A convicted sex offender’s probation condition restricting his access to certain websites and programs that are frequented by children does not violate the man’s First Amendment rights, the Indiana Court of Appeals ruled Tuesday.
Wayne Patton was convicted of Class D felony child seduction for inappropriately touching his teenage daughter’s breasts. He was required to register as a sex offender for 10 years. As part of his probation, he was ordered to not access websites, chat rooms or instant messaging programs frequented by children. He signed the form advising him of this condition at sentencing and did not object.
But in Wayne L. Patton v. State of Indiana, 17A05-1210-CR-538, Patton argued that this probation condition is vague and overbroad. He relied on Doe v. Marion County Prosecutor, 705 F.3d 694, 703 (7th Cir. 2013), to support his contention that his First Amendment rights are violated.
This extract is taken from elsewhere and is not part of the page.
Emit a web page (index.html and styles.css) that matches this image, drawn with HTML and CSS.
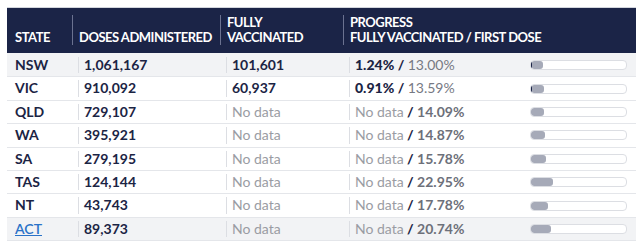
FILE: index.html
```html
<!DOCTYPE html>
<html>
<head>
<meta charset="utf-8">
<link rel="stylesheet" href="styles.css">
</head>
<body>
<table class="vax">
  <colgroup>
    <col class="c1"><col class="c2"><col class="c3"><col class="c4"><col class="c5">
  </colgroup>
  <thead>
    <tr>
      <th class="first"><div class="hd">STATE</div></th>
      <th><div class="hd sep">DOSES ADMINISTERED</div></th>
      <th><div class="hd sep"><span>FULLY</span><span>VACCINATED</span></div></th>
      <th colspan="2"><div class="hd sep"><span>PROGRESS</span><span>FULLY VACCINATED / FIRST DOSE</span></div></th>
    </tr>
  </thead>
  <tbody>
    <tr class="alt">
      <td class="first">NSW</td>
      <td><div class="cell">1,061,167</div></td>
      <td><div class="cell">101,601</div></td>
      <td><div class="cell"><b>1.24%</b> <b>/</b> <span class="lt">13.00%</span></div></td>
      <td><div class="bar"><div class="fill" style="width:13.00%"><div class="full" style="width:9.5%"></div></div></div></td>
    </tr>
    <tr>
      <td class="first">VIC</td>
      <td><div class="cell">910,092</div></td>
      <td><div class="cell">60,937</div></td>
      <td><div class="cell"><b>0.91%</b> <b>/</b> <span class="lt">13.59%</span></div></td>
      <td><div class="bar"><div class="fill" style="width:13.59%"><div class="full" style="width:6.7%"></div></div></div></td>
    </tr>
    <tr>
      <td class="first">QLD</td>
      <td><div class="cell">729,107</div></td>
      <td><div class="cell"><span class="nd">No data</span></div></td>
      <td><div class="cell"><span class="nd">No data</span> <b>/</b> <span class="dk">14.09%</span></div></td>
      <td><div class="bar"><div class="fill" style="width:14.09%"></div></div></td>
    </tr>
    <tr>
      <td class="first">WA</td>
      <td><div class="cell">395,921</div></td>
      <td><div class="cell"><span class="nd">No data</span></div></td>
      <td><div class="cell"><span class="nd">No data</span> <b>/</b> <span class="dk">14.87%</span></div></td>
      <td><div class="bar"><div class="fill" style="width:14.87%"></div></div></td>
    </tr>
    <tr>
      <td class="first">SA</td>
      <td><div class="cell">279,195</div></td>
      <td><div class="cell"><span class="nd">No data</span></div></td>
      <td><div class="cell"><span class="nd">No data</span> <b>/</b> <span class="dk">15.78%</span></div></td>
      <td><div class="bar"><div class="fill" style="width:15.78%"></div></div></td>
    </tr>
    <tr>
      <td class="first">TAS</td>
      <td><div class="cell">124,144</div></td>
      <td><div class="cell"><span class="nd">No data</span></div></td>
      <td><div class="cell"><span class="nd">No data</span> <b>/</b> <span class="dk">22.95%</span></div></td>
      <td><div class="bar"><div class="fill" style="width:22.95%"></div></div></td>
    </tr>
    <tr>
      <td class="first">NT</td>
      <td><div class="cell">43,743</div></td>
      <td><div class="cell"><span class="nd">No data</span></div></td>
      <td><div class="cell"><span class="nd">No data</span> <b>/</b> <span class="dk">17.78%</span></div></td>
      <td><div class="bar"><div class="fill" style="width:17.78%"></div></div></td>
    </tr>
    <tr class="alt">
      <td class="first"><a href="#">ACT</a></td>
      <td><div class="cell">89,373</div></td>
      <td><div class="cell"><span class="nd">No data</span></div></td>
      <td><div class="cell"><span class="nd">No data</span> <b>/</b> <span class="dk">20.74%</span></div></td>
      <td><div class="bar"><div class="fill" style="width:20.74%"></div></div></td>
    </tr>
  </tbody>
</table>
</body>
</html>
```

FILE: styles.css
```css
html, body {
  margin: 0;
  padding: 0;
  background: #ffffff;
}
body {
  padding: 7px 0 0 7px;
  font-family: Lato, "Liberation Sans", sans-serif;
  color: #1b2444;
}
.vax {
  border-collapse: collapse;
  table-layout: fixed;
  width: 629px;
  border-top: 1px solid #d3d6dd;
}
.c1 { width: 65px; }
.c2 { width: 148px; }
.c3 { width: 123px; }
.c4 { width: 181px; }
.c5 { width: 112px; }

thead th {
  background: #1b2447;
  color: #ffffff;
  font-weight: 700;
  font-size: 13px;
  letter-spacing: -0.5px;
  line-height: 15px;
  text-align: left;
  padding: 7px 0 8px 0;
  vertical-align: bottom;
  white-space: nowrap;
}
.hd {
  height: 30px;
  display: flex;
  flex-direction: column;
  justify-content: flex-end;
  padding-bottom: 0;
  box-sizing: border-box;
}
.hd span { display: block; height: 15px; }
th.first .hd { padding-left: 8px; }
.hd.sep {
  border-left: 1px solid #6b7290;
  padding-left: 6px;
}

tbody td {
  font-size: 14px;
  line-height: 16.4px;
  padding: 3px 0;
  border-bottom: 1px solid #e4e6ea;
  font-weight: 700;
  white-space: nowrap;
  vertical-align: middle;
}
tbody tr:first-child td { padding-top: 4px; }
tbody tr.alt td { background: #f2f3f5; }
td.first { padding-left: 8px; }
td.first a {
  color: #2a72c8;
  text-decoration: underline;
  font-weight: 600;
}
.cell {
  margin-left: 6px;
  border-left: 1px solid #dcdee3;
  padding-left: 5px;
}
.nd {
  font-weight: 400;
  color: #9a9ca3;
}
.lt {
  font-weight: 400;
  color: #767983;
}
.dk {
  color: #6d707a;
}
.bar {
  margin-left: 6px;
  width: 97px;
  height: 10px;
  box-sizing: border-box;
  border: 1px solid #dcdee3;
  border-radius: 4px;
  background: #ffffff;
  overflow: hidden;
}
.fill {
  height: 100%;
  background: #a6aab8;
  border-radius: 3px;
  overflow: hidden;
}
.full {
  height: 100%;
  background: #1b2447;
}
```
Although the 7th Circuit Court of Appeals found I.C. 35-41-4-12 was not narrowly tailored and struck down enforcement of that portion of the law, it recognized that a trial court might constitutionally limit a defendant’s full access to the Internet as a term of supervised release if such access posed too high a risk of recidivism, the Court of Appeals pointed out. In addition, Patton is in a different position than the class of sex offenders in Doe.
“Because the condition of probation in this case is specifically tailored to only those internet activities that are ‘frequented by children,’ Patton is provided with adequate notice that he would be in violation of his probation by accessing websites that are designed and known to be used by children for communication,” Judge John Baker wrote.
“Also, in light of the vast nature of the internet, it would be virtually impossible for the legislature to list each and every website, chat room, or instant messaging program that permits communication by and among children. In short, because the language of the probation condition afforded Patton a predictable standard and notice with regard to his internet usage during his probationary period, his constitutional claims fail, and we decline to set aside the condition of probation that relates to his internet usage.”